Tony felt that being the first Australian to win a day in a world competition (Yugoslavia in 1972, the only pilot to get home) was his greatest achievement – until he became the oldest winner of the Australian Open Gliding Championship at Gulgong in 2004, after not having competed in Open class for about 15 years.
He was Australian Open champion on four occasions and represented Australia in former Yugoslavia, Waikerie, France, Italy, Austria and Sweden. Tony felt it “a privilege to represent Australia at the last full multi-class competition at Ekeby airfield, Eskilstuna, Sweden in June 2006. There were 116 pilots from every continent, with 36 competing in 18m class; I was the only Australian in the class and at 70 years old, the oldest pilot in the competition”.
Tony with Jo after completing 1000km in Namibia.
Tony crewed for Australian team members in Texas and Finland, and managed the Australian team for the pre-worlds at Minden and the Gold Medal winning team in Uvalde, Texas. He assisted with the Omarama, New Zealand world championships and was manager of the Australian team at the pre-worlds and worlds in in Mafikeng. He received an Australian Government Sport Achievement Award for ‘Achievement in Aviation’.
Tony at Burketown where he flew the Morning Glory.
Tony obtained a power license in 1965 and, with an instrument rating, ran a small aviation business from his farm for some years. He built a Lancair – a high performance two seater American kit with a cruise of 180 knots – and enjoyed many trips into the outback.
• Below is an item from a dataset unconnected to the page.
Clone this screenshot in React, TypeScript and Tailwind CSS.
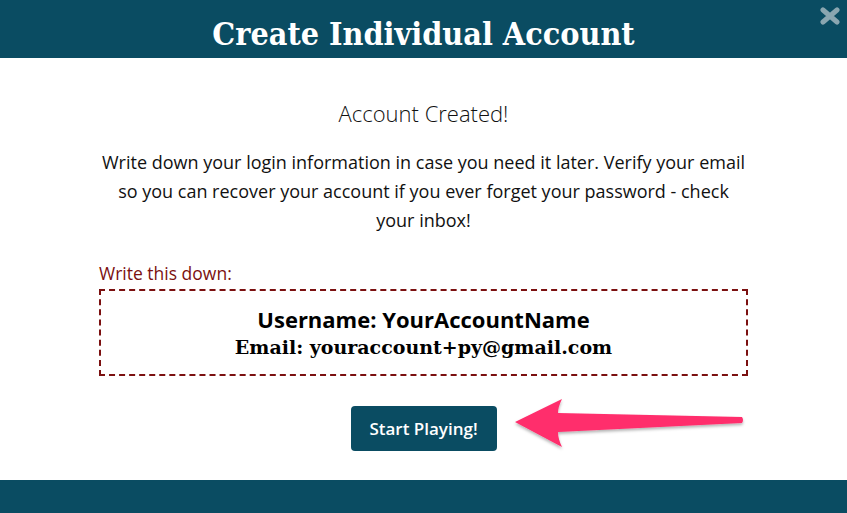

The first adventure was to New Guinea in 2007.
Tony had around 5,000 power hours and 7,500 hours gliding. His love of flying never faded. In his words, “I’ve been flying for about 60 years and the thrill is as great as ever. I’ll continue as long as I have my health and my ability; I’ll be flying as long as I can.” Tony enjoyed an adventurous, stimulating and fulfilled life in his 86 years.